Interpretive Challenges
- Real-Time Judgment Limitations: Pinpointing the exact position within an ongoing wave is inherently difficult. The longer the wave's time horizon, the harder it is to reach conviction before the full picture has materialized.
- Alternative Counts: Multiple valid wave counts can be derived from a single chart. Always prepare both a preferred count and alternative scenarios in parallel.
- Subjective Interpretation: Wave identification can vary from analyst to analyst — one of the most common criticisms of Wave Theory. To minimize subjectivity, apply strict rules mechanically (e.g., Wave 3 can never be the shortest; Wave 4 cannot overlap Wave 1 territory).
Practical Precautions
- Avoid Excessive Conviction: Acknowledge that uncertainty increases with the length of the forecast horizon. Going "all-in" on a single wave count is dangerous.
- Revise Flexibly: Validate and revise the wave count whenever new price data becomes available. It is the analysis that is wrong, not the market.

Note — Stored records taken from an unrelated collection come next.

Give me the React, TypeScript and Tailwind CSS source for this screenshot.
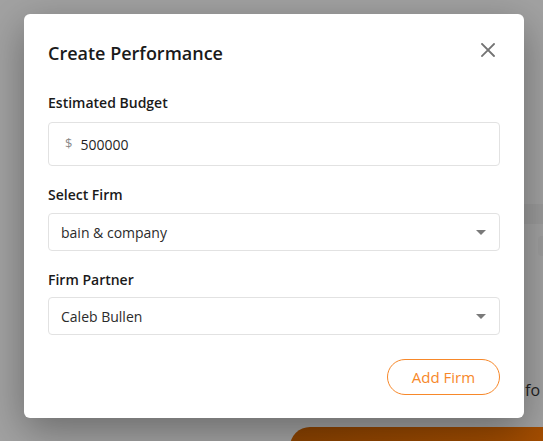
import React from "react";

const font = { fontFamily: '"Open Sans", "Noto Sans", Arial, sans-serif' };

function Caret() {
  return (
    <svg width="10" height="5" viewBox="0 0 10 5" className="shrink-0">
      <path d="M0 0 L10 0 L5 5 Z" fill="#7a7a7a" />
    </svg>
  );
}

function SelectBox({ value }: { value: string }) {
  return (
    <div className="h-[38px] w-full rounded-[4px] border border-[#e2e2e2] flex items-center justify-between pl-[12px] pr-[13px]">
      <span className="text-[14px] text-[#2b2b2b]">{value}</span>
      <Caret />
    </div>
  );
}

export default function App() {
  return (
    <div className="relative w-[543px] h-[441px] overflow-hidden bg-[#a2a2a2]" style={font}>
      {/* background page content under overlay */}
      <div className="absolute left-[524px] top-[204px] w-[40px] h-[20px] bg-[#9b9b9b]" />
      <div className="absolute left-[538px] top-[236px] w-[20px] h-[20px] rounded-[4px] bg-[#9d9d9d]" />
      <div className="absolute left-[525px] top-[378px] text-[16px] text-[#1f1f1f]">fo</div>
      <div className="absolute left-[290px] top-[427px] w-[300px] h-[40px] rounded-l-full bg-gradient-to-r from-[#8a4200] to-[#a84f00]" />

      {/* modal */}
      <div className="absolute left-[24px] top-[14px] w-[500px] h-[404px] bg-white rounded-[6px] shadow-[0_12px_40px_rgba(0,0,0,0.35)] px-[24px] pt-[26px] flex flex-col">
        <div className="flex items-start justify-between">
          <h2 className="text-[18px] leading-[26px] font-semibold text-[#1a1a1a]">Create Performance</h2>
          <svg width="14" height="14" viewBox="0 0 14 14" className="mt-[3px] mr-[5px]">
            <path d="M1 1 L13 13 M13 1 L1 13" stroke="#737373" strokeWidth="1.8" strokeLinecap="square" />
          </svg>
        </div>

        <div className="mt-[27px] text-[14px] leading-[20px] font-semibold text-[#1a1a1a]">Estimated Budget</div>
        <div className="mt-[9px] h-[44px] w-full rounded-[4px] border border-[#e2e2e2] flex items-center pl-[16px]">
          <span className="text-[13px] text-[#8a8a8a] mr-[8px]">$</span>
          <span className="text-[14px] text-[#1f1f1f]">500000</span>
        </div>

        <div className="mt-[19px] text-[14px] leading-[20px] font-semibold text-[#1a1a1a]">Select Firm</div>
        <div className="mt-[8px]">
          <SelectBox value="bain & company" />
        </div>

        <div className="mt-[19px] text-[14px] leading-[20px] font-semibold text-[#1a1a1a]">Firm Partner</div>
        <div className="mt-[7px]">
          <SelectBox value="Caleb Bullen" />
        </div>

        <div className="mt-[24px] flex justify-end">
          <button className="w-[113px] h-[36px] rounded-full border border-[#f7882a] text-[#f7882a] text-[15px] flex items-center justify-center">
            Add Firm
          </button>
        </div>
      </div>
    </div>
  );
}
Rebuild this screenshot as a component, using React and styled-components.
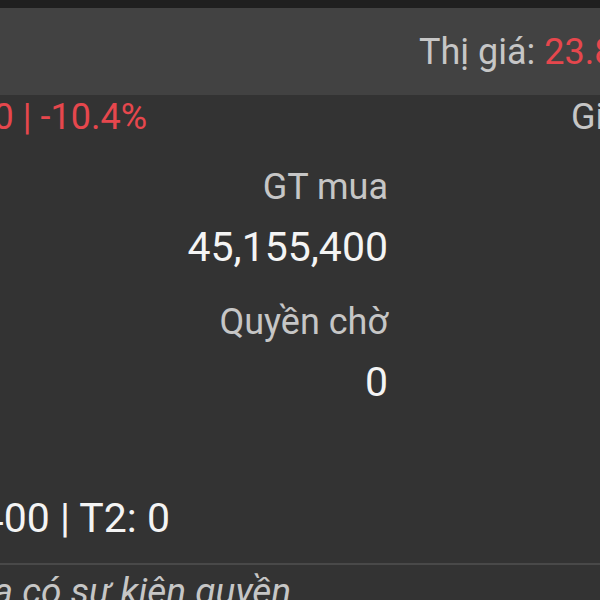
import React from 'react';
import styled, { createGlobalStyle } from 'styled-components';

const GlobalStyle = createGlobalStyle`
    html, body {
        margin: 0;
        padding: 0;
        background: #333333;
    }
    body {
        font-family: Roboto, "Noto Sans", sans-serif;
    }
`;

const Screen = styled.div`
    width: 600px;
    height: 600px;
    overflow: hidden;
    background: #333333;
    white-space: nowrap;
`;

const StatusBar = styled.div`
    height: 8px;
    background: #1f1f1f;
`;

const Header = styled.div`
    display: flex;
    align-items: center;
    height: 87px;
    padding-left: 419px;
    background: #424242;
    font-size: 36px;
    line-height: 42px;
`;

const Label = styled.span`
    color: #c6c6c6;
`;

const Red = styled.span`
    color: #e6474d;
`;

const ChangeRow = styled.div`
    display: grid;
    grid-template-columns: 147px 424px 29px;
    padding-top: 1px;
    font-size: 36px;
    line-height: 42px;
`;

// text that is cut on the left, so it hangs from its right edge
const Trailing = styled.div`
    display: flex;
    justify-content: flex-end;
    width: ${p => p.$width}px;
`;

const Leading = styled.div`
    display: flex;
    justify-content: flex-start;
`;

const StatColumn = styled.div`
    display: flex;
    flex-direction: column;
    align-items: flex-end;
    width: 388px;
    margin-top: 28px;
    gap: 30px;
`;

const Stat = styled.div`
    display: flex;
    flex-direction: column;
    align-items: flex-end;
    gap: 15px;
`;

const StatLabel = styled.div`
    color: #c6c6c6;
    font-size: 36px;
    line-height: 42px;
`;

const StatValue = styled.div`
    color: #f4f4f4;
    font-size: 41px;
    line-height: 48px;
`;

const SettleRow = styled(Trailing)`
    margin-top: 88px;
    color: #f4f4f4;
    font-size: 41px;
    line-height: 48px;
`;

const Divider = styled.div`
    height: 2px;
    margin-top: 21px;
    background: #494949;
`;

const EmptyNote = styled(Trailing)`
    margin-top: 6px;
    color: #c6c6c6;
    font-size: 37px;
    line-height: 42px;
    font-style: italic;
`;

export default function App() {
    return (
        <>
            <GlobalStyle />
            <Screen>
                <StatusBar />
                <Header>
                    <Label>Thị giá:&nbsp;</Label>
                    <Red>23.80</Red>
                </Header>
                <ChangeRow>
                    <Trailing $width={147}>
                        <Red>-2,770 | -10.4%</Red>
                    </Trailing>
                    <div />
                    <Leading>
                        <Label>Giá vốn</Label>
                    </Leading>
                </ChangeRow>
                <StatColumn>
                    <Stat>
                        <StatLabel>GT mua</StatLabel>
                        <StatValue>45,155,400</StatValue>
                    </Stat>
                    <Stat>
                        <StatLabel>Quyền chờ</StatLabel>
                        <StatValue>0</StatValue>
                    </Stat>
                </StatColumn>
                <SettleRow $width={170}>T0: 1,400 | T2: 0</SettleRow>
                <Divider />
                <EmptyNote $width={291}>Chưa có sự kiện quyền</EmptyNote>
            </Screen>
        </>
    );
}
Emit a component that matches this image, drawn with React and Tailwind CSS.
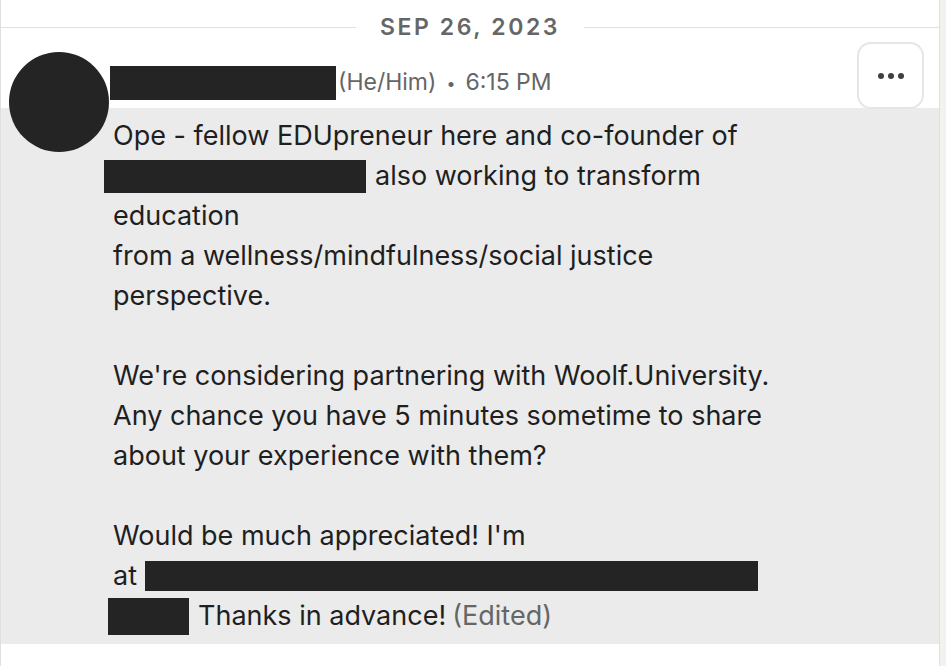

- Prioritize Risk Management: Regardless of which wave count proves correct, always have a stop-loss strategy in place to limit losses. Elliott Wave Theory is a probabilistic tool, not a deterministic prophecy.
- Integrate Multiple Analytical Methods: Rather than relying on Wave Theory alone for decision-making, combine it with volume analysis, momentum indicators (RSI, MACD), Fibonacci retracements, and — in the case of cryptocurrencies — on-chain metrics for comprehensive judgment.